Here in Raleigh, NC we have a rapidly growing school population. The school board is pushing year round schools as a means to ease the cost of new school construction. The idea is that, with year round schools, there can be 4 different "tracks," each with a different schedule for 3 week long breaks spread throughout the year -- therefore the school can fit in more students by having someone in classes at all times. The year round schools are popular in many neighborhoods, but there has been quite an uproar over a recent plan for mandatory conversions of most of the remaining traditional schedule schools to a year round schedule. Parents (including yours truly) complain not only about the loss of summer camps but also many practical difficulties such as the risk of having siblings on different school schedules (particularly because the middle schools and high schools are not converting just yet, and the high school sports schedules make it unlikely the high schools will ever convert).

In conducting our research to argue about these matters at PTA meetings and the like, we learned that studies have shown no measurable difference in academic performance between year round schools and traditional ones -- so the battle is really over practical issues of cost savings, convenience, and the preferences of voters who get the opportunity to kick out members of the school board and county commissioners on a fairly regular basis.

Crime does, in fact, increase in the summer. That's partially a function of the weather but obviously the idle time is key.

On the other hand, far fewer school shootings!

Matt,
Are you one of those bizarre kids who liked jr. high and high school? Not just some of the time, but most of the time? And enough that you wouldn't have minded sacrificing your summer break?

Year-round school would have driven me insane, and I imagine I'm not alone in that respect. I can definitely envision an uptick in the number of Columbine-like incidents.

the evidence on the "summer fall-back" that matt is talking about is mixed; the preponderance doesn't point to a significant loss of knowledge over the summer months, but some of it does.

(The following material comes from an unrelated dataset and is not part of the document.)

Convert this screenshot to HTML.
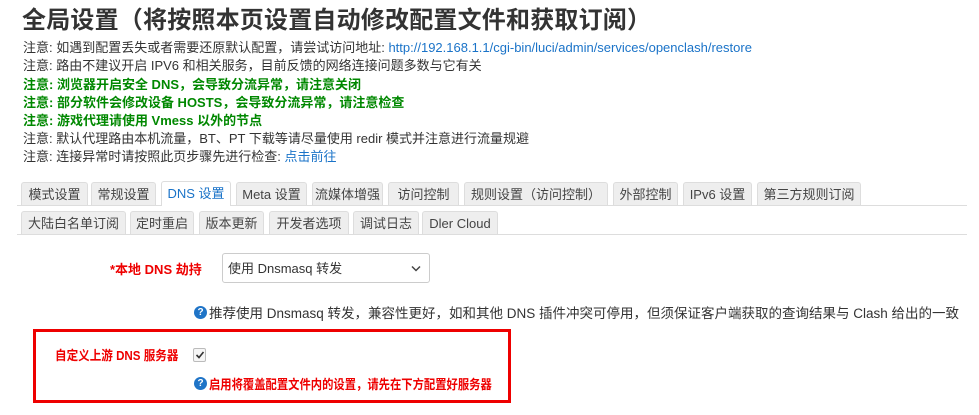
<!DOCTYPE html>
<html><head><meta charset="utf-8"><style>
body{margin:0;width:979px;height:415px;background:#fff;font-family:"Liberation Sans","Noto Sans CJK SC",sans-serif;color:#333;position:relative;overflow:hidden}
.a{position:absolute;white-space:nowrap}
h1{position:absolute;left:22px;top:4px;margin:0;font-size:24px;font-weight:bold;color:#333;line-height:34px;letter-spacing:0.2px}
.n{position:absolute;left:23px;font-size:13px;line-height:18px;white-space:nowrap}
.g{color:#080;font-weight:bold}
a{color:#1a73c8;text-decoration:none}
.tab{position:absolute;height:23px;background:#eee;border:1px solid #ddd;border-bottom:none;border-radius:3px 3px 0 0;font-size:13px;line-height:23px;text-align:center;box-sizing:border-box;color:#444;white-space:nowrap}
.tab.act{background:#fff;color:#1a73c8;height:25px}
.line{position:absolute;left:17px;width:950px;height:1px;background:#ddd}
.help{position:absolute;width:13px;height:13px;border-radius:50%;background:#1f74c7;color:#fff;font-size:10px;line-height:13px;text-align:center;font-weight:bold}
</style></head><body>
<h1>全局设置（将按照本页设置自动修改配置文件和获取订阅）</h1>
<div class="n" style="top:39px">注意: 如遇到配置丢失或者需要还原默认配置，请尝试访问地址: <a>http://192.168.1.1/cgi-bin/luci/admin/services/openclash/restore</a></div>
<div class="n" style="top:57px">注意: 路由不建议开启 IPV6 和相关服务，目前反馈的网络连接问题多数与它有关</div>
<div class="n g" style="top:76px">注意: 浏览器开启安全 DNS，会导致分流异常，请注意关闭</div>
<div class="n g" style="top:94px">注意: 部分软件会修改设备 HOSTS，会导致分流异常，请注意检查</div>
<div class="n g" style="top:112px">注意: 游戏代理请使用 Vmess 以外的节点</div>
<div class="n" style="top:130px">注意: 默认代理路由本机流量，BT、PT 下载等请尽量使用 redir 模式并注意进行流量规避</div>
<div class="n" style="top:148px">注意: 连接异常时请按照此页步骤先进行检查: <a>点击前往</a></div>

<div class="line" style="top:205px"></div>
<div class="tab" style="left:21px;top:182px;width:67px">模式设置</div>
<div class="tab" style="left:91px;top:182px;width:65px">常规设置</div>
<div class="tab act" style="left:161px;top:181px;width:70px">DNS 设置</div>
<div class="tab" style="left:236px;top:182px;width:71px">Meta 设置</div>
<div class="tab" style="left:312px;top:182px;width:71px">流媒体增强</div>
<div class="tab" style="left:388px;top:182px;width:71px">访问控制</div>
<div class="tab" style="left:464px;top:182px;width:144px">规则设置（访问控制）</div>
<div class="tab" style="left:613px;top:182px;width:65px">外部控制</div>
<div class="tab" style="left:683px;top:182px;width:69px">IPv6 设置</div>
<div class="tab" style="left:757px;top:182px;width:104px">第三方规则订阅</div>

<div class="line" style="top:234px"></div>
<div class="tab" style="left:21px;top:211px;width:105px">大陆白名单订阅</div>
<div class="tab" style="left:130px;top:211px;width:64px">定时重启</div>
<div class="tab" style="left:199px;top:211px;width:65px">版本更新</div>
<div class="tab" style="left:269px;top:211px;width:80px">开发者选项</div>
<div class="tab" style="left:353px;top:211px;width:66px">调试日志</div>
<div class="tab" style="left:422px;top:211px;width:76px">Dler Cloud</div>

<div class="a" style="left:110px;top:259px;font-size:13px;color:#e00;font-weight:bold">*本地 DNS 劫持</div>
<div class="a" style="left:222px;top:253px;width:208px;height:30px;border:1px solid #ccc;border-radius:3px;box-sizing:border-box;font-size:13px;line-height:30px;padding-left:5px;color:#333">使用 Dnsmasq 转发
<svg style="position:absolute;right:8px;top:11px" width="10" height="7" viewBox="0 0 10 7"><path d="M1 1.5L5 5.5L9 1.5" stroke="#444" stroke-width="1.5" fill="none"/></svg></div>
<div class="help" style="left:194px;top:306px">?</div>
<div class="a" style="left:209px;top:302px;font-size:13.5px">推荐使用 Dnsmasq 转发，兼容性更好，如和其他 DNS 插件冲突可停用，但须保证客户端获取的查询结果与 Clash 给出的一致</div>

<div class="a" style="left:33px;top:329px;width:478px;height:74px;border:3px solid #e00;box-sizing:border-box"></div>
<div class="a" style="left:55px;top:345px;font-size:13px;color:#e00;font-weight:bold;transform:scaleX(0.89);transform-origin:left">自定义上游 DNS 服务器</div>
<div class="a" style="left:193px;top:348px;width:13px;height:14px;border:1px solid #bbb;border-radius:2px;background:#f6f6f6;box-sizing:border-box"></div>
<svg class="a" style="left:195px;top:350px" width="10" height="10" viewBox="0 0 10 10"><path d="M1.5 5L4 7.5L8.5 2" stroke="#333" stroke-width="1.6" fill="none"/></svg>
<div class="help" style="left:194px;top:377px">?</div>
<div class="a" style="left:209px;top:374px;font-size:13px;color:#e00;font-weight:bold;transform:scaleX(0.87);transform-origin:left">启用将覆盖配置文件内的设置，请先在下方配置好服务器</div>
</body></html>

some schools use a rotating calendar that varies by grade and even by teacher (e.g. different teachers are off at different times, even within the same grade). it seems to me this would be huge problem if you had kids in the same grade, or kids in different grades, who were on different break schedules.

Just to let you all know, summer break for 2 kids amounts to $5K in camp fees. The camps wouldn't want to lose that revenue, they would adjust to running 3 week session throughout the year as long as all the schools in the area went to the same schedule. Our local YMCA already runs ad hoc "camps" for the school days off for teacher training days and the one week long spring break. All the camps would just do that.

If teachers not only made a 12 month salary, but got a significant raise as well, such that the $25-50K 10 month salary they make now pretty much doubled when it was changed to a 12 month salary, there would be no problem staffing year round schools. Hell, I'd give up my government lawyer job and take the moderate pay cut to teach if the salary were 80K for mid-career teachers.

And poor kids would reap huge benefits. In fact, although test scores at charter public schools are a little worse on average than at regular public schools when controlling for demographics, it is the charter schools that have longer school days and much longer school years that show significant increases in test scores amongst poor children.

So bring on the longer school year and the longer school day for everyone. Just make sure you give a significant pay raise to those teachers and equip the schools with A/C and playing fields, art, music, and gym classes and plenty of field trips and recess to keep the kids and teachers engaged and learning.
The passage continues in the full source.